С их уходом вдруг стало скучно и серо в колонии. Вершнев еще больше закопался в книги, Белухин шутил как-то чересчур серьезно и саркастически, такие, как Волохов, Приходько, Осадчий, сделались чрезмерно серьезны и вежливы, малыши скучали и скрытничали, вся колонистская масса вдруг приобрела выражение взрослого общества. По вечерам трудно стало собрать бодрую компанию: у каждого находились собственные дела. Только Задоров не уменьшил своей бодрости и не спрятал прекрасную свою открытую улыбку, но никто не хотел разделить его оживления, и он улыбался в одиночку, сидя над книжкой или над моделью паровой машины, которую он начал еще весной.
Способствовали этому упадку и неудачи наши в сельском хозяйстве. Калина Иванович был плохим агрономом, имел самые дикие представления о севообороте и о технике посева, а к тому же и поля мы получили от селян страшно засоренными и истощенными. Поэтому, несмотря на грандиозную работу, которую проделали колонисты летом и осенью, наш урожай выражался в позорных цифрах. На озимой пшенице было больше сорняков, чем пшеницы, яровые имели жалкий вид, еще хуже было с бураками и картофелем.
И в воспитательских квартирах царила такая же депрессия.
Может быть, мы просто устали: с начала колонии никто из нас не имел отпуска. Но сами воспитатели не ссылались на усталость. Возродились старые разговоры о безнадежности нашей работы, о том, что соцвос с «такими» ребятами невозможен, что это напрасная трата души и энергии.
— Бросить все это нужно, — говорил Иван Иванович. — Вот был Карабанов, которым мы даже гордились, пришлось прогнать. Никакой особенной надежды нет и на Волохова, и на Вершнева, и на Осадчего, и на Таранца, и на многих других. Стоит ли из-за одного Белухина держать колонию?

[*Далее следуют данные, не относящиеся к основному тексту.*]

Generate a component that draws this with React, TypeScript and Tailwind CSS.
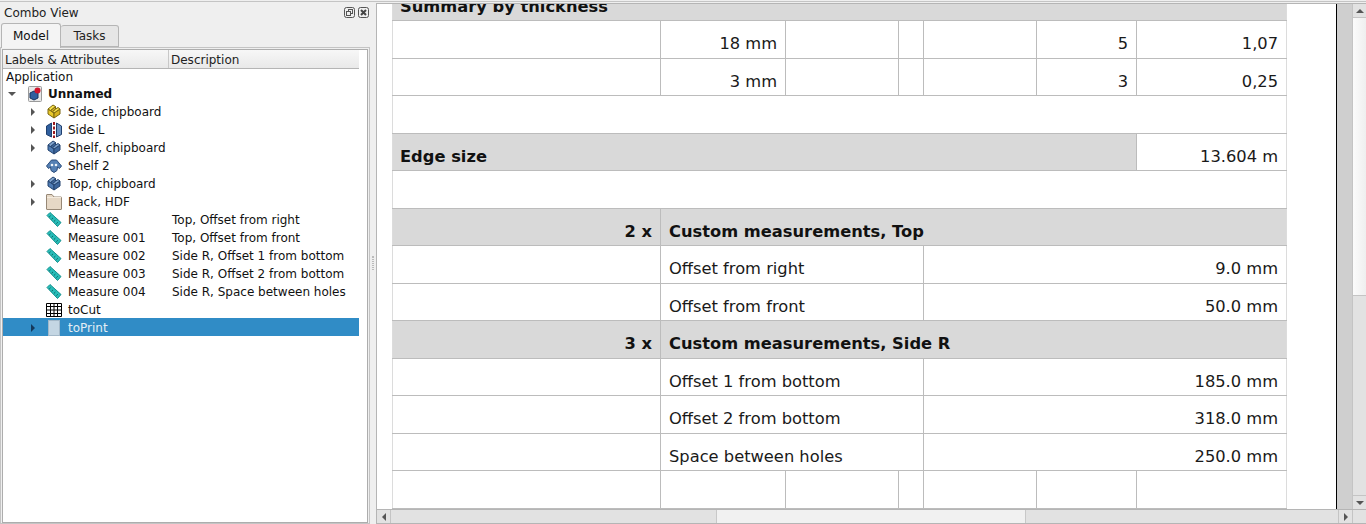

Екатерина Григорьевна — и та изменила нашему оптимизму, который раньше делал ее первой моей помощницей и другом. Она сближала брови и в пристальном раздумье, и результаты раздумья были у нее странные, неожиданные для меня:
— Вы знаете что? А вдруг мы делаем какую-нибудь страшную ошибку: нет совсем коллектива, понимаете, никакого коллектива, а мы все говорим о коллективе, мы сами себя просто загипнотизировали собственной мечтой о коллективе.
— Постойте, — останавливал ее я, — как «нет коллектива»? А шестьдесят колонистов, их работа, жизнь, дружба?
— Это знаете что? Это игра, интересная, может быть, талантливая игра. Мы ею увлеклись и ребят увлекли, но это на время. кажется, уже игра надоела, всем стало скучно, скоро совсем бросят, все обратится в обыкновенный неудачный детский дом.
— Когда одна игра надоедает, начинают играть в другую, — пыталась поправить испорченное настроение Лидия Петровна.
Мы рассмеялись грустно, но я сдаваться и не думал:
— Обыкновенная интеллигентская тряпичность у вас, Екатерина Григорьевна, обыкновенное нытье. Нельзя ничего выводить из ваших настроений, они у вас случайны. Вам страшно хотелось бы, чтобы и Митягин и Карабанов были нами осилены. Так всегда ничем не оправданный максимализм, каприз, жадность потом переходят в стенания и опускания рук. Либо все, либо ничего — обыкновенная припадочная философия.